Kwangjin Cheong, Representative Director of Taean Wind Power, expressed his commitment, stating: “Reaching this milestone emphasizes our dedication to delivering clean, sustainable energy to our local communities. We extend our gratitude to our stakeholders and partners, including the Government, Taean County, our supply chain collaborators, residents and fisheries for their invaluable support. Together, we are focused on ensuring the success of this project, fostering local engagement, and contributing meaningfully to Korea’s energy transition, engineering a greener future for generations.”

The Taean Offshore Wind Project is designed to deliver significant economic and environmental benefits, revitalizing the local economy, creating meaningful job opportunities, and enhancing the resilience of the local supply chain. Collaborating with key stakeholders including LS Cable & System, a globally renowned leader in cable technology from Korea, as the preferred cable supplier, Taean Wind Power unites industry leaders in offshore wind development, supply, construction, and operations. This collective expertise establishes a robust foundation to generate enough clean energy to power approximately 300,000 Korean households annually. The project represents a pivotal step toward increasing domestic and independent green energy production, contributing to Korea’s national renewable energy goals.

Vena Energy’s technical capabilities are at the forefront of renewable energy innovation in the Asia-Pacific region, with expertise in the design, development, and execution of large-scale solar, wind, and battery storage projects. Leveraging in-depth regional knowledge and technical proficiency, Vena Energy ensures efficient and sustainable project development and delivery, while fostering strong collaboration with stakeholders, ensuring continuity and alignment with local market needs.

CIP has been a leading player in Korea’s offshore wind sector since entering the Korean market in 2018. CIP is currently developing approximately 5 GW of offshore wind projects in Korea, including Jeonnam Offshore Wind 1, the country’s first commercial-scale offshore wind project, led by the private sector.  CIP’s extensive experience in managing the complex nature of risks in building large-scale offshore wind farms, as well as its strong collaboration with local supply chains, authorities, and communities, will contribute to successfully delivering Taean Wind Power.
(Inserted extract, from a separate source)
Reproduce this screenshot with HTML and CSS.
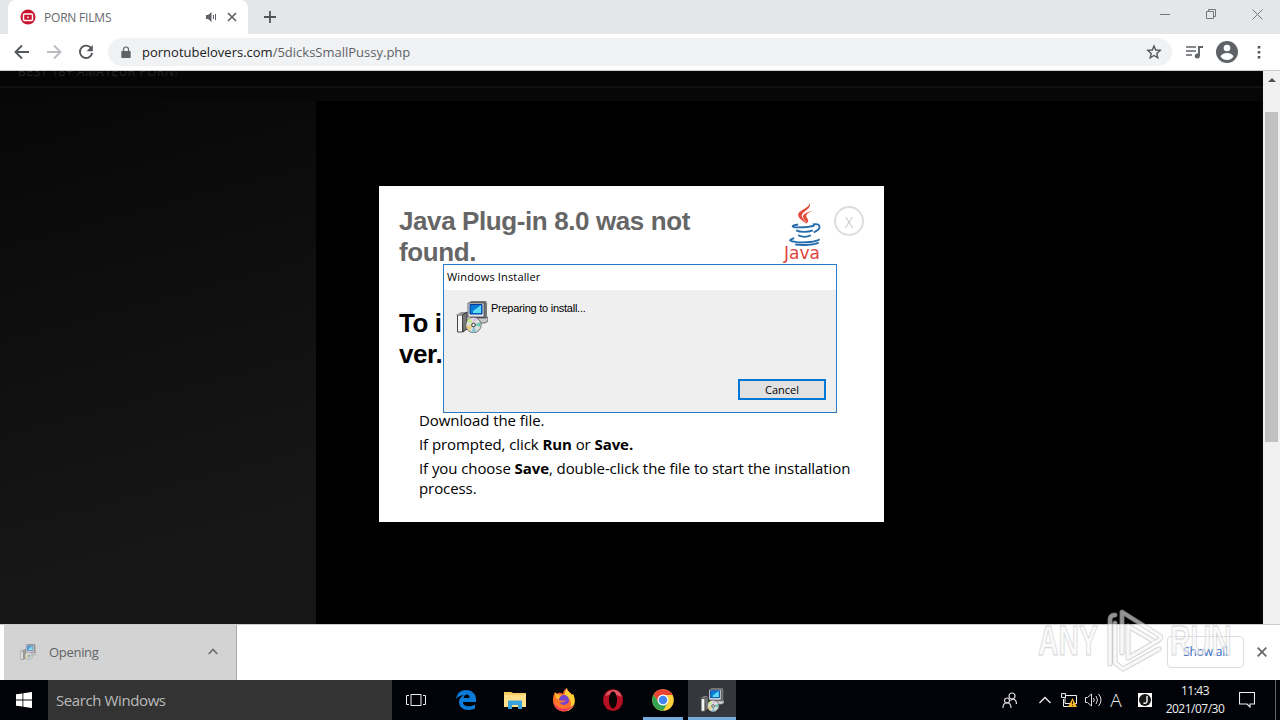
FILE: index.html
```html
<!DOCTYPE html>
<html lang="en">
<head>
    <meta charset="UTF-8">
    <title>Windows Installer</title>
    <link rel="stylesheet" href="styles.css">
</head>
<body>
    <svg width="0" height="0" class="sprites">
        <symbol id="msi" viewBox="0 0 32 32">
            <path d="M13 2l2-2h15l1 2v14l-3 3H15z" fill="#777"/>
            <path d="M12 2h16v14H12z" fill="#e4e4ef" stroke="#333" stroke-width=".7"/>
            <path d="M14 3.500h12v9.500H14z" fill="#087bd8" stroke="#003b95"/>
            <path d="M17 10l8-6v8h-8z" fill="#5adcf5"/>
            <path d="M16 17h14l2-1v4l-3 2H16z" fill="#c9c9cd" stroke="#333" stroke-width=".7"/>
            <path d="M0 14l5-3h6v2H0z" fill="#999"/>
            <path d="M6 14l5-3v17l-4 3z" fill="#777" stroke="#222" stroke-width=".8"/>
            <path d="M1.500 14h5v17h-5z" fill="#f5f5f5" stroke="#444"/>
            <circle cx="17.500" cy="24" r="7.700" fill="#dededc" stroke="#555" stroke-width=".8"/>
            <path d="M17.500 24L11 20l3-3z" fill="#c4eb89"/>
            <path d="M17.500 24L17 16.500l4 1z" fill="#d8c2e8"/>
            <path d="M17.500 24l7-3v5z" fill="#72c8b4"/>
            <path d="M17.500 24l3 7-5 .4z" fill="#8cc6d7"/>
            <path d="M17.500 24L10 25l3 5z" fill="#e6cf80"/>
            <circle cx="17.500" cy="24" r="1.800" fill="#fff" stroke="#333"/>
        </symbol>
    </svg>

    <div class="screen">
        <div class="tabs">
            <div class="tab">
                <svg width="16" height="16" viewBox="0 0 16 16"><circle cx="8" cy="8" r="7.500" fill="#c8142d"/><rect x="3.500" y="5" width="9" height="6.500" rx="1" fill="none" stroke="#fff" stroke-width="1.500"/><path d="M7.300 7v2.500L9.300 8.200z" fill="#fff"/></svg>
                <span class="tab-title">PORN FILMS</span>
                <svg width="12" height="12" viewBox="0 0 12 12"><path d="M1 4h2l3.500-3v10L3 8H1z" fill="#5f6368"/><path d="M8.500 4v4M10.500 3v6" stroke="#5f6368" fill="none"/></svg>
                <svg class="tab-close" width="10" height="10" viewBox="0 0 10 10"><path d="M1 1l8 8M9 1L1 9" stroke="#5f6368" stroke-width="1.700"/></svg>
            </div>
            <svg class="new-tab" width="12" height="12" viewBox="0 0 12 12"><path d="M6 0v12M0 6h12" stroke="#505357" stroke-width="1.800"/></svg>
            <div class="window-buttons">
                <svg width="10" height="10" viewBox="0 0 10 10"><path d="M0 5.500h10" stroke="#777"/></svg>
                <svg width="10" height="10" viewBox="0 0 10 10"><path d="M.5 2.500h7v7h-7zM2.500 2V.5h7v7H8" fill="none" stroke="#777"/></svg>
                <svg width="11" height="11" viewBox="0 0 11 11"><path d="M.5.500l10 10M10.500.500l-10 10" stroke="#777"/></svg>
            </div>
        </div>

        <div class="toolbar">
            <svg width="16" height="16" viewBox="0 0 16 16"><path d="M15 8H2M8 1.500L1.500 8 8 14.500" fill="none" stroke="#54575b" stroke-width="1.900"/></svg>
            <svg width="16" height="16" viewBox="0 0 16 16"><path d="M1 8h13M8 1.500L14.500 8 8 14.500" fill="none" stroke="#bbbdc0" stroke-width="1.900"/></svg>
            <svg width="16" height="16" viewBox="0 0 16 16"><path d="M13.400 4.600A6.200 6.200 0 1 0 14.200 9" fill="none" stroke="#54575b" stroke-width="1.900"/><path d="M14.800 1v6.200H8.600z" fill="#54575b"/></svg>
            <div class="address">
                <svg width="10" height="13" viewBox="0 0 10 13"><path d="M1 5h8q.7 0 .7.700v5.600q0 .7-.7.700H1q-.7 0-.7-.7V5.700Q.3 5 1 5z" fill="#5f6368"/><path d="M2.500 5.500v-2a2.500 2.500 0 0 1 5 0v2" fill="none" stroke="#5f6368" stroke-width="1.200"/></svg>
                <span class="url"><b>pornotubelovers.com</b>/5dicksSmallPussy.php</span>
                <svg width="16" height="16" viewBox="0 0 16 16"><path d="M8 2l1.700 4 4.500.4-3.400 3 1 4.400L8 11.500l-3.800 2.300 1-4.400-3.400-3L6.300 6z" fill="none" stroke="#54575b" stroke-width="1.400"/></svg>
            </div>
            <div class="tools">
                <svg width="17" height="14" viewBox="0 0 17 14"><path d="M0 2h10M0 6h10M0 10h6" stroke="#5f6368" stroke-width="1.700"/><path d="M13 11V2h4" fill="none" stroke="#5f6368" stroke-width="1.900"/><circle cx="11.300" cy="11" r="2.500" fill="#5f6368"/></svg>
                <svg width="22" height="22" viewBox="0 0 22 22"><circle cx="11" cy="11" r="11" fill="#5f6368"/><circle cx="11" cy="7" r="3.300" fill="#fff"/><path d="M4.500 15.500q1.500-3.500 6.500-3.500t6.500 3.500Q15 19 11 19t-6.500-3.500z" fill="#fff"/></svg>
                <svg width="4" height="14" viewBox="0 0 4 14"><path d="M.7 1h2.600v2.500H.7zM.7 6h2.600v2.500H.7zM.7 11h2.600v2.500H.7z" fill="#54575b"/></svg>
            </div>
        </div>

        <div class="page">
            <div class="content">
                <div class="site-head">BEST 18+ AMATEUR PORN!</div>
                <div class="video">
                    <div class="notice">
                        <div class="notice-head">
                            <h1>Java Plug-in 8.0 was not found.</h1>
                            <div class="java">
                                <svg width="40" height="43" viewBox="0 0 40 44">
                                    <path d="M26 0c2 7-10 9-8 14 1 3 4 4 4 7-3-3-8-5-8-9 0-5 11-6 12-12z" fill="#e34b3b"/>
                                    <path d="M29 8c-5 2-8 4-6 7s2 4-1 6c1-3-3-4-3-7 0-3 5-5 10-6z" fill="#e34b3b"/>
                                    <path d="M14 22c-8 1-7 3 0 3 6 0 12 0 17-2M12 28c4 2 12 2 17 0M14 33c4 2 9 2 13 0M29 22c9-2 9 5 1 8M10 36c-6 2-6 3 3 4 8 .7 19 0 23-3M11 42.500c8 1 19 .5 24-2" fill="none" stroke="#276cab" stroke-width="1.900"/>
                                </svg>
                                <span>Java</span>
                            </div>
                            <span class="notice-close">X</span>
                        </div>
                        <h2>To install<br>ver.</h2>
                        <ul>
                            <li>Download the file.</li>
                            <li>If prompted, click <b>Run</b> or <b>Save.</b></li>
                            <li>If you choose <b>Save</b>, double-click the file to start the installation process.</li>
                        </ul>
                    </div>
                </div>
            </div>
            <div class="scrollbar">
                <svg width="8" height="4" viewBox="0 0 8 4"><path d="M0 4l4-4 4 4z" fill="#505050"/></svg>
                <div class="thumb"></div>
            </div>
        </div>

        <div class="downloads">
            <div class="download">
                <svg class="faded" width="16" height="16"><use href="#msi"/></svg>
                <span>Opening</span>
                <svg width="10" height="7" viewBox="0 0 10 7"><path d="M.7 6L5 1.500 9.300 6" fill="none" stroke="#6b6e70" stroke-width="1.700"/></svg>
            </div>
            <button class="show-all">Show all</button>
            <svg class="bar-close" width="10" height="10" viewBox="0 0 10 10"><path d="M.7.700l8.600 8.600M9.300.700L.7 9.300" stroke="#666" stroke-width="1.700"/></svg>
        </div>

        <div class="taskbar">
            <div class="start"><svg width="16" height="16" viewBox="0 0 16 16"><path d="M0 2.300l6.500-.9v6.200H0zM7.300 1.300L16 0v7.600H7.300zM0 8.400h6.500v6.200L0 13.700zM7.300 8.400H16V16l-8.700-1.300z" fill="#fff"/></svg></div>
            <div class="search">Search Windows</div>
            <div class="app task-view"><svg width="20" height="14" viewBox="0 0 20 14"><path d="M5 1.500h10v11H5zM3 2.500H.5v9H3M17 2.500h2.500v9H17" fill="none" stroke="#eee"/></svg></div>
            <div class="app"><svg width="20" height="20" viewBox="0 0 20 20"><path d="M0 9C1 3 5 0 10 0c6 0 10 4 10 9v3H7c0 5 7 5.500 12 2.500v4C11 22 3 19 3 12c0-3 2-5.500 5-7-4 .5-6.500 2-8 4zm7.500-1h6c0-5-5.500-4-6 0z" fill="#0b7bd9"/></svg></div>
            <div class="app"><svg width="22" height="18" viewBox="0 0 22 18"><path d="M0 1h7l2 1h13v14H0z" fill="#f6ce62"/><path d="M0 4h22v12H0z" fill="#ffe08b"/><path d="M4 9.500h14V18h-4v-4H8v4H4z" fill="#39a3dd"/></svg></div>
            <div class="app"><svg width="24" height="24" viewBox="0 0 24 24"><path d="M3 4l2 2c2-2 4-1 6 0 0-3 2-5 4-6 0 3 3 4 5 7l1-1c2 4 2 8 0 12-4 8-16 7-19-1C0 12 1 8 3 4z" fill="#ff6d28"/><path d="M15 0c0 3 3 4 5 7l1-1c4 8 1 15-6 17 6-5 5-12-1-14-2-2-1-6 1-9z" fill="#ffce37"/><path d="M3 5l4 2 4 1c-2 2-4 1-4 4-3-1-4-3-4-7z" fill="#ffb733"/><path d="M1 14c4 8 15 10 21 2-3 9-18 10-21-2z" fill="#ee3468"/><circle cx="12" cy="12" r="5" fill="#7545ce"/><path d="M6 11c2 2 5 2 8 1-2 3-5 3-8 2 1 3 6 5 10 2-2 5-12 4-12-3z" fill="#ff7a2f"/></svg></div>
            <div class="app"><svg width="22" height="22" viewBox="0 0 22 22"><ellipse cx="11" cy="11" rx="10" ry="10.800" fill="#b60f21"/><path d="M3 7Q6 0 13 1q5 1 7 7Q12 4 3 7z" fill="#df5660"/><ellipse cx="11" cy="11" rx="4" ry="8.500" fill="#080203"/></svg></div>
            <div class="app running"><svg width="22" height="22" viewBox="0 0 22 22"><circle cx="11" cy="11" r="10.800" fill="#ffd13d"/><path d="M1.600 5.700A10.800 10.800 0 0 1 20.500 6H11L6.700 13.500z" fill="#e94335"/><path d="M1.600 5.700A10.800 10.800 0 0 0 11 21.800l4.600-8L11 16l-4.300-2.500z" fill="#32a350"/><circle cx="11" cy="11" r="5.500" fill="#fff"/><circle cx="11" cy="11" r="4.300" fill="#4385ee"/></svg></div>
            <div class="app running active"><svg width="24" height="24"><use href="#msi"/></svg></div>
            <div class="tray">
                <div class="people"><svg width="15" height="17" viewBox="0 0 15 17"><g fill="none" stroke="#ddd" stroke-width="1.200"><circle cx="10" cy="4" r="3"/><circle cx="5" cy="8.500" r="2.500"/><path d="M1 16c0-7 8-7 8 0M8.500 8.500c3-3 6-1 6 3.500"/></g></svg></div>
                <div><svg width="12" height="8" viewBox="0 0 12 8"><path d="M.5 7L6 1.500 11.500 7" fill="none" stroke="#eee" stroke-width="1.300"/></svg></div>
                <div><svg width="16" height="15" viewBox="0 0 16 15"><path d="M4 2.500h11.500v8H4zM2.500 6v7.500H9" fill="none" stroke="#eee"/><path d="M.5.500h4v4h-4z" fill="#111" stroke="#eee"/><path d="M11.500 5l4.500 9H7z" fill="#f5b52c"/><path d="M11.500 8v3M11.500 12v1" stroke="#402c00"/></svg></div>
                <div><svg width="17" height="14" viewBox="0 0 17 14"><path d="M.5 4.500h2l4-3.500v12l-4-3.500h-2zM8.500 5q1.500 2 0 4M11 3q3 4 0 8M13.500 1q5 6 0 12" fill="none" stroke="#ddd"/></svg></div>
                <div class="lang">A</div>
                <div class="ime"><svg width="14" height="14" viewBox="0 0 14 14"><path d="M0 0h14v14H0z" fill="#fff"/><circle cx="7" cy="7" r="6" fill="#161616"/><path d="M9 3v5q0 3-3.500 2" fill="none" stroke="#fff" stroke-width="1.400"/></svg></div>
                <div class="clock"><span>11:43</span><span>2021/07/30</span></div>
                <div class="notes"><svg width="16" height="16" viewBox="0 0 16 16"><path d="M.5.500h15v11.500H11v3L8 12H.500z" fill="none" stroke="#eee" stroke-width="1.100"/></svg></div>
                <div class="peek"></div>
            </div>
        </div>

        <div class="installer">
            <div class="installer-title">Windows Installer</div>
            <div class="installer-body">
                <div class="installer-message">
                    <svg width="32" height="32"><use href="#msi"/></svg>
                    <span>Preparing to install...</span>
                </div>
                <button class="cancel">Cancel</button>
            </div>
        </div>

        <div class="watermark">
            <span>ANY</span>
            <svg width="58" height="64" viewBox="0 0 58 64"><g fill="none" stroke-linejoin="round" stroke-linecap="round"><path d="M4 56V12q0-5 5-5M9 15v40l8 6 36-20M16 45V4l38 24q2 2-1 4L22 50V18l24 14" stroke="#aaa" stroke-width="5"/><path d="M4 56V12q0-5 5-5M9 15v40l8 6 36-20M16 45V4l38 24q2 2-1 4L22 50V18l24 14" stroke="#f4f4f4" stroke-width="3.500"/></g></svg>
            <span>RUN</span>
        </div>
    </div>
</body>
</html>
```
FILE: styles.css
```css
* {
    box-sizing: border-box;
}
body {
    margin: 0;
    font-family: "Open Sans", "Noto Sans", sans-serif;
}
svg {
    display: block;
    flex-shrink: 0;
}
.sprites {
    position: absolute;
}
button {
    font-family: inherit;
    padding: 0;
}
.screen {
    position: relative;
    width: 1280px;
    height: 720px;
    display: flex;
    flex-direction: column;
    overflow: hidden;
    background: #fff;
}

/* browser */
.tabs {
    height: 34px;
    display: flex;
    background: #e3e7ea;
    padding-left: 8px;
}
.tab {
    width: 240px;
    display: flex;
    align-items: center;
    padding: 0 11px 0 12px;
    background: #fff;
    border-radius: 8px 8px 0 0;
}
.tab-title {
    flex: 1;
    margin-left: 8px;
    font-size: 12px;
    letter-spacing: -0.2px;
    color: #66696d;
}
.tab-close {
    margin-left: 10px;
}
.new-tab {
    margin: 11px 0 0 16px;
}
.window-buttons {
    margin-left: auto;
    display: flex;
    gap: 36px;
    padding: 9px 17px 0 0;
}
.toolbar {
    height: 37px;
    display: flex;
    align-items: center;
    gap: 16px;
    padding: 0 20px 0 14px;
    border-bottom: 1px solid #ccc;
}
.address {
    width: 1064px;
    height: 28px;
    margin-left: -2px;
    margin-right: -2px;
    padding: 0 10px 0 13px;
    display: flex;
    flex-shrink: 0;
    align-items: center;
    border-radius: 14px;
    background: #f0f2f4;
}
.url {
    flex: 1;
    margin-left: 11px;
    font-size: 13px;
    color: #5f6368;
}
.url b {
    font-weight: normal;
    color: #202124;
}
.tools {
    display: flex;
    align-items: center;
    gap: 13px;
}
.tools svg:last-child {
    margin-left: 6px;
}

/* page */
.page {
    height: 553px;
    display: flex;
}
.content {
    width: 1263px;
    padding-left: 316px;
    background: linear-gradient(165deg, #060606, #171717 60%);
}
.site-head {
    height: 30px;
    margin-left: -316px;
    padding-left: 18px;
    overflow: hidden;
    font-size: 12px;
    letter-spacing: 0.5px;
    line-height: 1px;
    color: #242424;
    background: linear-gradient(#050505 15px, #111 15px, #111 17px, #070707 17px);
}
.video {
    height: 523px;
    padding: 85px 0 0 63px;
    background: #000;
}
.notice {
    width: 505px;
    height: 336px;
    padding: 20px;
    background: #fff;
}
.notice-head {
    display: flex;
    height: 102px;
}
h1, h2 {
    margin: 0;
    font-family: "Liberation Sans", Arial, sans-serif;
    font-size: 26px;
    line-height: 31px;
    letter-spacing: -0.4px;
}
h1 {
    width: 385px;
    padding-right: 80px;
    color: #666;
}
h2 {
    height: 102px;
}
.java {
    width: 40px;
    margin-top: -3px;
}
.java span {
    display: block;
    font-family: "DejaVu Sans", sans-serif;
    font-size: 17px;
    line-height: 15px;
    color: #df443d;
}
.notice-close {
    width: 30px;
    height: 30px;
    margin-left: 10px;
    border: 2px solid #ddd;
    border-radius: 50%;
    text-align: center;
    font-size: 15px;
    font-weight: 300;
    line-height: 29px;
    color: #bbb;
}
ul {
    list-style: none;
    margin: 0;
    padding: 0 0 0 20px;
}
li {
    font-size: 15px;
    line-height: 20px;
    letter-spacing: -0.08px;
    margin-bottom: 4px;
}
.scrollbar {
    width: 17px;
    display: flex;
    flex-direction: column;
    align-items: center;
    padding-top: 7px;
    background: #f1f1f1;
}
.thumb {
    width: 13px;
    height: 330px;
    margin-top: 30px;
    background: #c1c1c1;
}

/* downloads bar */
.downloads {
    height: 56px;
    display: flex;
    align-items: center;
    padding: 0 13px 0 4px;
    border-top: 1px solid #ccc;
}
.download {
    width: 233px;
    height: 55px;
    display: flex;
    align-items: center;
    padding: 0 18px 2px 16px;
    border-right: 1px solid #aaa;
    background: #d3d3d3;
}
.download span {
    flex: 1;
    margin-left: 13px;
    font-size: 13px;
    letter-spacing: -0.3px;
    color: #606366;
}
.faded {
    opacity: .6;
}
.show-all {
    width: 77px;
    height: 32px;
    margin: 0 0 2px auto;
    border: 1px solid #dadce0;
    border-radius: 4px;
    background: #fff;
    color: #2b68c4;
    font-size: 12px;
    letter-spacing: -0.2px;
}
.bar-close {
    margin: 0 0 2px 13px;
}

/* taskbar */
.taskbar {
    height: 40px;
    display: flex;
    background: #020308;
    color: #eee;
}
.start, .app, .tray div {
    display: flex;
    align-items: center;
    justify-content: center;
}
.start {
    width: 48px;
}
.search {
    width: 344px;
    padding-left: 8px;
    background: #333;
    color: #bbb;
    font-size: 15px;
    letter-spacing: -0.4px;
    line-height: 40px;
}
.app {
    width: 49px;
    border-bottom: 3px solid transparent;
    padding-top: 3px;
}
.task-view {
    padding-right: 1px;
}
.running {
    width: 40px;
    margin-left: 6px;
    border-color: #76a9dc;
}
.running.active {
    width: 48px;
    margin-left: 5px;
    background: #34383c;
}
.tray {
    margin-left: auto;
    display: flex;
}
.tray div {
    width: 24px;
}
.tray .people {
    width: 48px;
}
.tray .lang {
    font-size: 19px;
    font-weight: 300;
    padding-right: 2px;
}
.tray .ime {
    width: 33px;
    padding-right: 2px;
}
.tray .clock {
    width: 66px;
    flex-direction: column;
    font-size: 12px;
    line-height: 18px;
    letter-spacing: -0.5px;
}
.tray .notes {
    width: 38px;
}
.tray .peek {
    width: 5px;
    margin-left: 9px;
    border-left: 1px solid #666;
}

/* installer window */
.installer {
    position: absolute;
    left: 443px;
    top: 264px;
    width: 394px;
    height: 149px;
    border: 1px solid #287bc0;
    background: #fff;
    font-size: 11px;
}
.installer-title {
    height: 25px;
    padding-left: 3px;
    line-height: 24px;
    letter-spacing: 0.15px;
}
.installer-body {
    height: 122px;
    padding: 11px 10px 12px 12px;
    display: flex;
    flex-direction: column;
    justify-content: space-between;
    background: #efefef;
}
.installer-message {
    display: flex;
    gap: 3px;
    line-height: 14px;
    letter-spacing: -0.25px;
    font-family: "Liberation Sans", Arial, sans-serif;
}
.cancel {
    align-self: flex-end;
    width: 88px;
    height: 21px;
    border: 2px solid #0078d7;
    background: #e1e1e1;
    font-size: 11px;
}

.watermark {
    position: absolute;
    left: 1038px;
    top: 608px;
    display: flex;
    align-items: center;
    gap: 6px;
    opacity: .6;
    color: #f8f8f8;
    font-family: "Liberation Sans", sans-serif;
    font-size: 43px;
    font-weight: bold;
    -webkit-text-stroke: 1px #bbb;
    pointer-events: none;
}
.watermark span {
    width: 62px;
    transform: scaleX(.66);
    transform-origin: left;
}
```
Thomas Wibe Poulsen, Partner at CIP, said: “Taean represents an attractive opportunity to increase our offshore wind footprint in Korea. We look forward to completing this exciting project together with our new partners at Vena Energy who, with a strong track record of developing green energy solutions across the APAC region, is a great match for us. The participation in the Taean project will further strengthen and diversify CI V’s investment portfolio and support our ambition of securing attractive risk-adjusted returns for our investors.”

Simone Grasso, Chief Investment Officer of Vena Energy, highlighted the strength of this partnership: “Taean Wind Power represents a significant step forward in advancing Korea’s energy independence and decarbonisation goals, and we are proud to partner with CIP to bring this project to life. By combining our respective capabilities and expertise, we are paving the way for the successful delivery of this landmark project, contributing to Korea’s green energy transition.”

South Korea has significant potential for offshore wind and is one of the most promising markets in Asia Pacific, with an ambitious target of 14.3GW installed capacity by 2030. The country has pledged to achieve carbon neutrality by 2050 which will require delivery of additional large-scale renewables including offshore wind projects.